Wednesday, July 15, 2009

Morgan Stanley Raises 2010 Oil Forecast to $85 (Update2)

By Christian Schmollinger and Dinakar Sethuraman

July 14 (Bloomberg) -- Crude oil traded in New York will average $85 a barrel in 2010, Morgan Stanley said, 31 percent higher than its previous estimate of $65 a barrel, as demand recovers and supplies decline.

Commodities will rise as investors’ appetite for risk revives along with the global economy, Morgan Stanley analysts, led by Hussein Allidina, said in a report yesterday. At the same time, oil production will drop as much as 6.3 percent a year among suppliers outside the Organization of Petroleum Exporting Countries and by 3.5 percent within the group, the bank said.
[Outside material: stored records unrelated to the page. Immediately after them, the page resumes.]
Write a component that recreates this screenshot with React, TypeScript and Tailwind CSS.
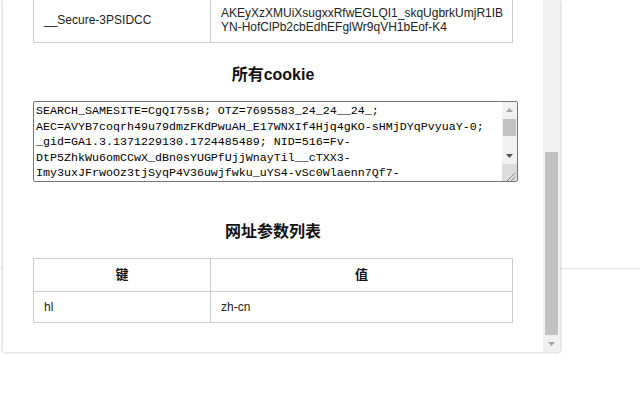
const SANS = "font-['Liberation_Sans','Noto_Sans_CJK_SC',sans-serif]";

const COOKIES =
  "SEARCH_SAMESITE=CgQI75sB; OTZ=7695583_24_24__24_; AEC=AVYB7coqrh49u79dmzFKdPwuAH_E17WNXIf4Hjq4gKO-sHMjDYqPvyuaY-0; _gid=GA1.3.1371229130.1724485489; NID=516=Fv-DtP5ZhkWu6omCCwX_dBn0sYUGPfUjjWnayTil__cTXX3-Imy3uxJFrwoOz3tjSyqP4V36uwjfwku_uYS4-vSc0Wlaenn7Qf7-sYCAOTp0WqHRzR7nUuPPv2GsW3aL8nVdKQ; _ga=GA1.1.1784629813.1724485489; SID=g.a000nAjq3kVbR0cT1xZyHq8uW2pL5mN9sD4fG7hJ0kL3zX6cV9bN2mQ8wE1rT4yU7iO0pA3sD6fG9hJ2k; HSID=AqW9eR2tY5uI8oP1a; SSID=AsD4fG7hJ0kL3zX6c";

const PARAMS = [{ key: "hl", value: "zh-cn" }];

function Tri({ down, color }: { down?: boolean; color: string }) {
  return (
    <svg width="7" height="4" viewBox="0 0 7 4">
      <path d={down ? "M0 0h7L3.5 4z" : "M0 4h7L3.5 0z"} fill={color} />
    </svg>
  );
}

export default function App() {
  return (
    <div className={`relative w-[640px] h-[400px] bg-white overflow-hidden ${SANS}`}>
      {/* page behind the popup */}
      <div className="h-[269px] border-b border-[#e3e3e3]" />

      <div className="absolute left-[3px] top-0 w-[557px] h-[352px] bg-white flex shadow-[0_0_3px_rgba(0,0,0,0.3)]">
        <div className="flex-1 overflow-hidden px-[30px] flex flex-col">
          <table className="w-[480px] -mt-[3px] table-fixed border-collapse text-[12px] text-[#222] shrink-0">
            <tbody>
              <tr className="h-[45px]">
                <td className="w-[177px] border border-[#ccc] px-[10px]">__Secure-3PSIDCC</td>
                <td className="border border-[#ccc] px-[10px] leading-[14px] whitespace-nowrap overflow-hidden">
                  AKEyXzXMUiXsugxxRfwEGLQI1_skqUgbrkUmjR1IB
                  <br />
                  YN-HofClPb2cbEdhEFglWr9qVH1bEof-K4
                </td>
              </tr>
            </tbody>
          </table>

          <h3 className="mt-[20px] text-center text-[16px] leading-[24px] font-bold text-[#111]">所有cookie</h3>

          <div className="mt-[14px] shrink-0 w-[485px] h-[81px] border border-[#767676] rounded-[2px] flex overflow-hidden">
            <textarea
              readOnly
              defaultValue={COOKIES}
              className="flex-1 h-full p-[2px] resize-none overflow-hidden font-['Liberation_Mono',monospace] text-[11.67px] leading-[15.5px] text-black outline-none"
            />
            <div className="w-[15px] bg-[#f1f1f1] flex flex-col">
              <div className="h-[16px] flex items-center justify-center">
                <Tri color="#a3a3a3" />
              </div>
              <div className="mt-[1px] mx-[1px] h-[17px] bg-[#c1c1c1]" />
              <div className="flex-1" />
              <div className="h-[16px] flex items-center justify-center">
                <Tri down color="#505050" />
              </div>
              <div className="h-[17px] bg-[#dcdcdc] flex items-end justify-end">
                <svg width="15" height="17" viewBox="0 0 15 17">
                  <path d="M13 9L5 17M13 13L9 17" stroke="#8a8a8a" strokeWidth="1" />
                </svg>
              </div>
            </div>
          </div>

          <h3 className="mt-[38px] text-center text-[16px] leading-[24px] font-bold text-[#111]">网址参数列表</h3>

          <table className="mt-[14px] w-[480px] table-fixed border-collapse text-[12px] text-[#222] shrink-0">
            <thead>
              <tr className="h-[33px]">
                <th className="w-[177px] border border-[#ccc] text-[13px] font-bold text-[#111]">键</th>
                <th className="border border-[#ccc] text-[13px] font-bold text-[#111]">值</th>
              </tr>
            </thead>
            <tbody>
              {PARAMS.map((p) => (
                <tr key={p.key} className="h-[31px]">
                  <td className="border border-[#ccc] px-[10px]">{p.key}</td>
                  <td className="border border-[#ccc] px-[10px]">{p.value}</td>
                </tr>
              ))}
            </tbody>
          </table>
        </div>

        {/* popup scrollbar, scrolled to the bottom */}
        <div className="w-[17px] bg-[#f1f1f1] flex flex-col">
          <div className="flex-1" />
          <div className="mx-[2px] h-[183px] bg-[#c1c1c1]" />
          <div className="h-[17px] flex items-center justify-center">
            <Tri down color="#a3a3a3" />
          </div>
        </div>
      </div>
    </div>
  );
}
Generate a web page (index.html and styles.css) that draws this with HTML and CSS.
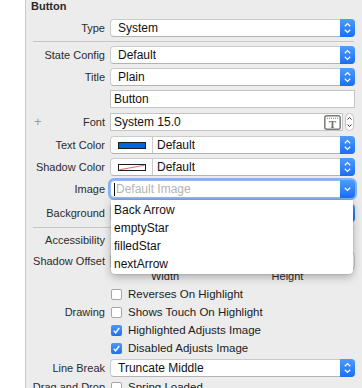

Oil demand is expected to rise 1.4 million barrels a day, or 1.7 percent, in 2010, led by emerging markets outside the Organization for Economic Cooperation and Development, the International Energy Agency said on July 10. Crude prices have climbed 35 percent this year on optimism that government stimulus will overcome the worst recession in six decades.

“Global demand will likely increase as the economy recovers into 2010, while supply has reached a plateau,” the Morgan Stanley analysts said. “As green shoots take root, investors will position for improving growth, which will contribute to a softer U.S. dollar, at the same time that oil market fundamentals start to improve, providing a power lift to oil prices.”